Otto melihat praktik buruk yang terjadi seperti kasus di Mapolsek Banyuwangi sudah sejak lama terjadi dan belum berubah sampai sekarang. “Jadi ini sebenarnya masalah kronis yang sudah terjadi selama puluhan tahun dan sampai sekarang tidak berubah. Apa yang dialami advokat tersebut juga dialami sebagian besar advokat di Indonesia,” ungkap Otto.
Terlepas dari cara yang digunakan advokat yang diketahui namanya Nanang Slamet itu, Otto berpendapat peristiwa itu perlu mendapat perhatian serius dari Kapolri dan Kapolda serta jajarannya. Otto mengingatkan seharusnya ada saling menghormati karena posisi advokat setara dengan aparat penegak hukum lainnya termasuk polisi. Kejadian ini muncul karena tersumbatnya saluran untuk mendapat keadilan (access to justice).
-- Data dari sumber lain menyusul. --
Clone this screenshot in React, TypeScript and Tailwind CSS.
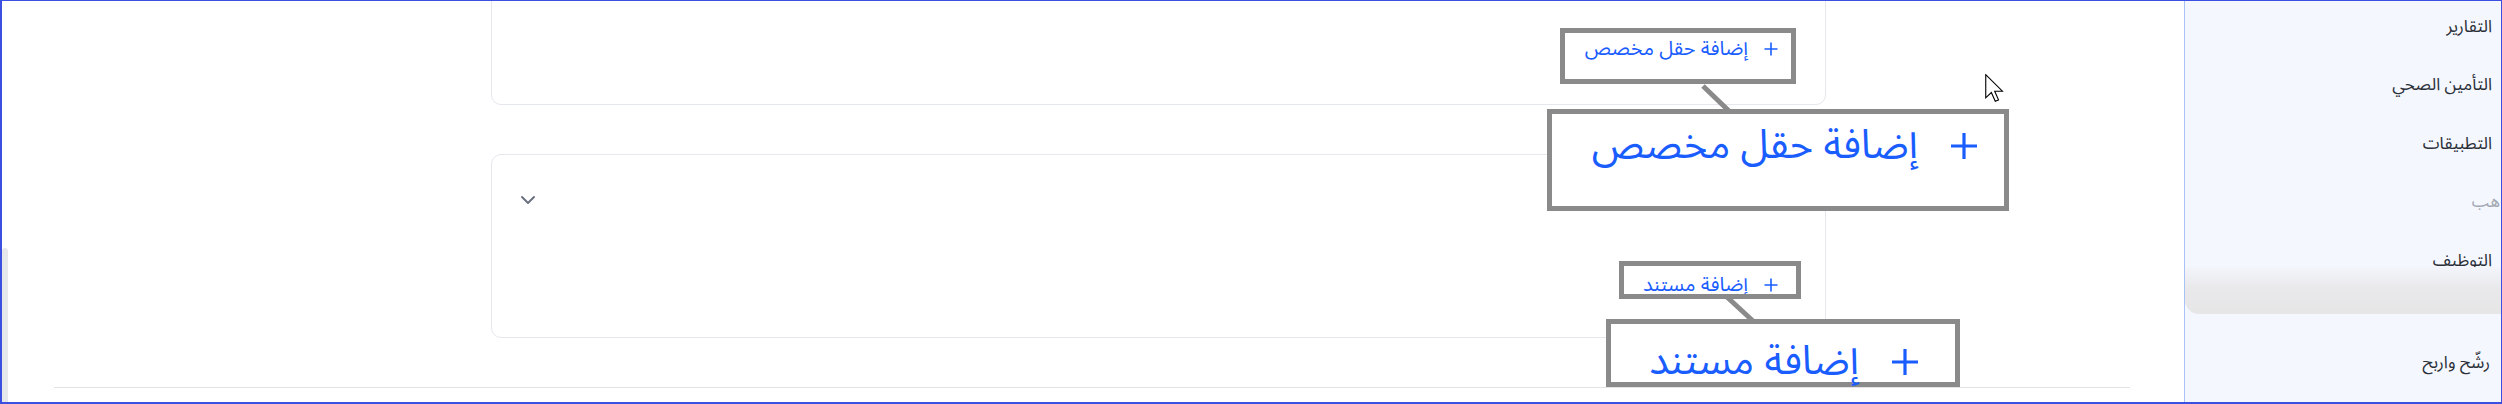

Menurutnya, peristiwa ini menjadi pemicu kepolisian untuk menata ulang dan membuka diri. Otto melihat kepolisian saat ini posisinya sangat kuat sekali. Tapi, kekuatan itu menjadi positif jika digunakan untuk keadilan masyarakat. Tapi jika yang terjadi sebaliknya maka berdampak buruk. Otto mendukung Polri dengan berbagai kewenangan yang dimiliki untuk mewujudkan keadilan bagi masyarakat.
Senada, Sekjen Peradi (Slipi), Hermansyah Dulaimi, mengatakan kejadian tersebut merupakan akibat buntunya saluran komunikasi antara penasihat hukum dengan penyidik. “Penasihat hukum (dalam video tersebut, red) juga terlalu emosional. Tapi kejadian ini diharapkan menjadi pembelajaran bagi semua pihak agar saling menghormati tugas masing-masing,” ujarnya.
Hermansyah mengakui advokat itu merupakan anggota Peradi. “Komisi Pengawas akan melakukan pemeriksaan terhadap yang bersangkutan dalam waktu secepatnya.”
Ketua Umum Peradi Rumah Bersama Advokat (Peradi RBA), Luhut MP Pangaribuan, menilai peristiwa itu tidak biasa dan tidak normatif. Sebab, biasanya jika ada keluhan atas pelayanan atau sikap penyidik salurannya adalah melalui laporan ke atasannya dan/atau divisi propam. “Tapi kenapa peristiwa yang seharusnya biasa itu tiba-tiba jadi luar biasa?”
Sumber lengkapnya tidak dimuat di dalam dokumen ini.